* GIVEN DATA:
(begin)

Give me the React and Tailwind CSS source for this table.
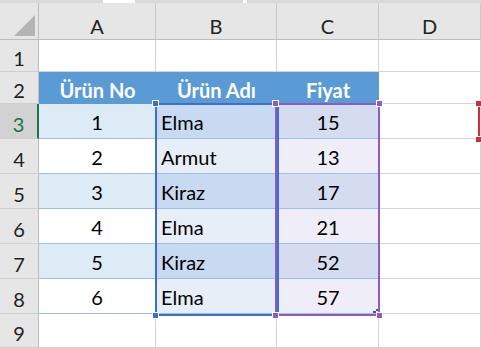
import React from "react";

const ROWS = [
  { no: 1, name: "Elma", price: 15 },
  { no: 2, name: "Armut", price: 13 },
  { no: 3, name: "Kiraz", price: 17 },
  { no: 4, name: "Elma", price: 21 },
  { no: 5, name: "Kiraz", price: 52 },
  { no: 6, name: "Elma", price: 57 }
];

const FONT = { fontFamily: "Lato, 'Open Sans', sans-serif" };

function Handle({ className, color }) {
  return (
    <div
      className={`absolute w-[7px] h-[7px] border border-white ${color} ${className}`}
    />
  );
}

function RowLabel({ n, active }) {
  return (
    <div
      className={`flex items-center justify-center pt-[5px] text-[20px] border-b border-[#d0d0d0] ${
        active
          ? "bg-[#d2d2d2] text-[#217346] border-r-2 border-r-[#217346]"
          : "bg-[#e6e6e6] text-[#222] border-r border-r-[#bdbdbd]"
      }`}
    >
      {n}
    </div>
  );
}

export default function App() {
  return (
    <div
      className="relative w-[481px] h-[348px] overflow-hidden bg-white select-none"
      style={FONT}
    >
      {/* faint strip above the headers */}
      <div className="flex h-[3px] bg-white">
        <div className="w-[103px] bg-[#dadada]" />
        <div className="w-[32px]" />
        <div className="w-[108px] bg-[#dadada]" />
        <div className="w-[4px]" />
        <div className="flex-1 bg-[#dadada]" />
      </div>

      <div className="grid grid-cols-[39px_117px_121px_102px_102px] grid-rows-[37px_32px_32px_repeat(6,35px)_34px]">
        {/* column headers */}
        <div className="relative bg-[#e6e6e6] border-r border-b border-[#bdbdbd]">
          <div className="absolute right-[3px] bottom-[3px] w-0 h-0 border-l-[21px] border-l-transparent border-b-[21px] border-b-[#b4b4b4]" />
        </div>
        {["A", "B", "C", "D"].map((c) => (
          <div
            key={c}
            className="flex items-center justify-center pt-[9px] text-[20px] text-[#222] bg-[#e6e6e6] border-r border-r-[#c8c8c8] border-b border-b-[#bdbdbd]"
          >
            {c}
          </div>
        ))}

        {/* row 1 */}
        <RowLabel n={1} />
        <div className="border-r border-b border-[#d4d4d4]" />
        <div className="border-r border-b border-[#d4d4d4]" />
        <div className="border-r border-b border-[#d4d4d4]" />
        <div className="border-r border-b border-[#d4d4d4]" />

        {/* row 2 - table header */}
        <RowLabel n={2} />
        {["Ürün No", "Ürün Adı", "Fiyat"].map((h) => (
          <div
            key={h}
            className="flex items-center justify-center pt-[3px] bg-[#5b9bd5] text-white font-bold text-[20px]"
          >
            {h}
          </div>
        ))}
        <div className="border-r border-b border-[#d4d4d4]" />

        {ROWS.map((r, i) => {
          const odd = i % 2 === 0;
          return (
            <React.Fragment key={r.no}>
              <RowLabel n={i + 3} active={i === 0} />
              <div
                className={`flex items-center justify-center pt-[2px] text-[20px] text-black border-r border-b border-[#9bc2e6] ${
                  odd ? "bg-[#ddebf7]" : "bg-white"
                }`}
              >
                {r.no}
              </div>
              <div
                className={`flex items-center pl-[5px] pt-[2px] text-[20px] text-black border-b border-[#9bc2e6] ${
                  odd ? "bg-[#c8daf1]" : "bg-[#e8eef8]"
                }`}
              >
                {r.name}
              </div>
              <div
                className={`flex items-center justify-center pt-[2px] text-[20px] text-black border-b border-[#9bc2e6] ${
                  odd ? "bg-[#d6dcef]" : "bg-[#efedf7]"
                }`}
              >
                {r.price}
              </div>
              <div className="border-r border-b border-[#d4d4d4]" />
            </React.Fragment>
          );
        })}

        {/* row 9 */}
        <RowLabel n={9} />
        <div className="border-r border-b border-[#d4d4d4]" />
        <div className="border-r border-b border-[#d4d4d4]" />
        <div className="border-r border-b border-[#d4d4d4]" />
        <div className="border-r border-b border-[#d4d4d4]" />
      </div>

      {/* reference range B3:B8 */}
      <div className="absolute left-[155px] top-[103px] w-[124px] h-[213px] border-2 border-[#3d6fcc]">
        <Handle color="bg-[#3d6fcc]" className="-left-[5px] -top-[5px]" />
        <Handle color="bg-[#3d6fcc]" className="-left-[5px] -bottom-[5px]" />
      </div>

      {/* reference range C3:C8 */}
      <div className="absolute left-[275px] top-[103px] w-[105px] h-[213px] border-2 border-[#8a5cc4]">
        <Handle color="bg-[#8a5cc4]" className="-left-[5px] -top-[5px]" />
        <Handle color="bg-[#8a5cc4]" className="-right-[5px] -top-[5px]" />
        <Handle color="bg-[#8a5cc4]" className="-left-[5px] -bottom-[5px]" />
        <Handle color="bg-[#8a5cc4]" className="-right-[5px] -bottom-[5px]" />
        <div className="absolute right-[2px] bottom-[1px] w-[3px] h-[2px] bg-[#5a4a9a]" />
        <div className="absolute right-[0px] bottom-[3px] w-[2px] h-[2px] bg-[#5a4a9a]" />
      </div>

      {/* reference range starting in E3, mostly off screen */}
      <div className="absolute left-[478px] top-[103px] w-[20px] h-[37px] border-2 border-[#c8303c]">
        <Handle color="bg-[#c8303c]" className="-left-[5px] -top-[5px]" />
        <Handle color="bg-[#c8303c]" className="-left-[5px] -bottom-[5px]" />
      </div>
    </div>
  );
}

(end)

* WHAT IS BEING ASKED: Give back the whole listing as it stands, minus its pictures.

* RESPONSE TO THE TASK:
Give me the React and Tailwind CSS source for this table.
import React from "react";

const ROWS = [
  { no: 1, name: "Elma", price: 15 },
  { no: 2, name: "Armut", price: 13 },
  { no: 3, name: "Kiraz", price: 17 },
  { no: 4, name: "Elma", price: 21 },
  { no: 5, name: "Kiraz", price: 52 },
  { no: 6, name: "Elma", price: 57 }
];

const FONT = { fontFamily: "Lato, 'Open Sans', sans-serif" };

function Handle({ className, color }) {
  return (
    <div
      className={`absolute w-[7px] h-[7px] border border-white ${color} ${className}`}
    />
  );
}

function RowLabel({ n, active }) {
  return (
    <div
      className={`flex items-center justify-center pt-[5px] text-[20px] border-b border-[#d0d0d0] ${
        active
          ? "bg-[#d2d2d2] text-[#217346] border-r-2 border-r-[#217346]"
          : "bg-[#e6e6e6] text-[#222] border-r border-r-[#bdbdbd]"
      }`}
    >
      {n}
    </div>
  );
}

export default function App() {
  return (
    <div
      className="relative w-[481px] h-[348px] overflow-hidden bg-white select-none"
      style={FONT}
    >
      {/* faint strip above the headers */}
      <div className="flex h-[3px] bg-white">
        <div className="w-[103px] bg-[#dadada]" />
        <div className="w-[32px]" />
        <div className="w-[108px] bg-[#dadada]" />
        <div className="w-[4px]" />
        <div className="flex-1 bg-[#dadada]" />
      </div>

      <div className="grid grid-cols-[39px_117px_121px_102px_102px] grid-rows-[37px_32px_32px_repeat(6,35px)_34px]">
        {/* column headers */}
        <div className="relative bg-[#e6e6e6] border-r border-b border-[#bdbdbd]">
          <div className="absolute right-[3px] bottom-[3px] w-0 h-0 border-l-[21px] border-l-transparent border-b-[21px] border-b-[#b4b4b4]" />
        </div>
        {["A", "B", "C", "D"].map((c) => (
          <div
            key={c}
            className="flex items-center justify-center pt-[9px] text-[20px] text-[#222] bg-[#e6e6e6] border-r border-r-[#c8c8c8] border-b border-b-[#bdbdbd]"
          >
            {c}
          </div>
        ))}

        {/* row 1 */}
        <RowLabel n={1} />
        <div className="border-r border-b border-[#d4d4d4]" />
        <div className="border-r border-b border-[#d4d4d4]" />
        <div className="border-r border-b border-[#d4d4d4]" />
        <div className="border-r border-b border-[#d4d4d4]" />

        {/* row 2 - table header */}
        <RowLabel n={2} />
        {["Ürün No", "Ürün Adı", "Fiyat"].map((h) => (
          <div
            key={h}
            className="flex items-center justify-center pt-[3px] bg-[#5b9bd5] text-white font-bold text-[20px]"
          >
            {h}
          </div>
        ))}
        <div className="border-r border-b border-[#d4d4d4]" />

        {ROWS.map((r, i) => {
          const odd = i % 2 === 0;
          return (
            <React.Fragment key={r.no}>
              <RowLabel n={i + 3} active={i === 0} />
              <div
                className={`flex items-center justify-center pt-[2px] text-[20px] text-black border-r border-b border-[#9bc2e6] ${
                  odd ? "bg-[#ddebf7]" : "bg-white"
                }`}
              >
                {r.no}
              </div>
              <div
                className={`flex items-center pl-[5px] pt-[2px] text-[20px] text-black border-b border-[#9bc2e6] ${
                  odd ? "bg-[#c8daf1]" : "bg-[#e8eef8]"
                }`}
              >
                {r.name}
              </div>
              <div
                className={`flex items-center justify-center pt-[2px] text-[20px] text-black border-b border-[#9bc2e6] ${
                  odd ? "bg-[#d6dcef]" : "bg-[#efedf7]"
                }`}
              >
                {r.price}
              </div>
              <div className="border-r border-b border-[#d4d4d4]" />
            </React.Fragment>
          );
        })}

        {/* row 9 */}
        <RowLabel n={9} />
        <div className="border-r border-b border-[#d4d4d4]" />
        <div className="border-r border-b border-[#d4d4d4]" />
        <div className="border-r border-b border-[#d4d4d4]" />
        <div className="border-r border-b border-[#d4d4d4]" />
      </div>

      {/* reference range B3:B8 */}
      <div className="absolute left-[155px] top-[103px] w-[124px] h-[213px] border-2 border-[#3d6fcc]">
        <Handle color="bg-[#3d6fcc]" className="-left-[5px] -top-[5px]" />
        <Handle color="bg-[#3d6fcc]" className="-left-[5px] -bottom-[5px]" />
      </div>

      {/* reference range C3:C8 */}
      <div className="absolute left-[275px] top-[103px] w-[105px] h-[213px] border-2 border-[#8a5cc4]">
        <Handle color="bg-[#8a5cc4]" className="-left-[5px] -top-[5px]" />
        <Handle color="bg-[#8a5cc4]" className="-right-[5px] -top-[5px]" />
        <Handle color="bg-[#8a5cc4]" className="-left-[5px] -bottom-[5px]" />
        <Handle color="bg-[#8a5cc4]" className="-right-[5px] -bottom-[5px]" />
        <div className="absolute right-[2px] bottom-[1px] w-[3px] h-[2px] bg-[#5a4a9a]" />
        <div className="absolute right-[0px] bottom-[3px] w-[2px] h-[2px] bg-[#5a4a9a]" />
      </div>

      {/* reference range starting in E3, mostly off screen */}
      <div className="absolute left-[478px] top-[103px] w-[20px] h-[37px] border-2 border-[#c8303c]">
        <Handle color="bg-[#c8303c]" className="-left-[5px] -top-[5px]" />
        <Handle color="bg-[#c8303c]" className="-left-[5px] -bottom-[5px]" />
      </div>
    </div>
  );
}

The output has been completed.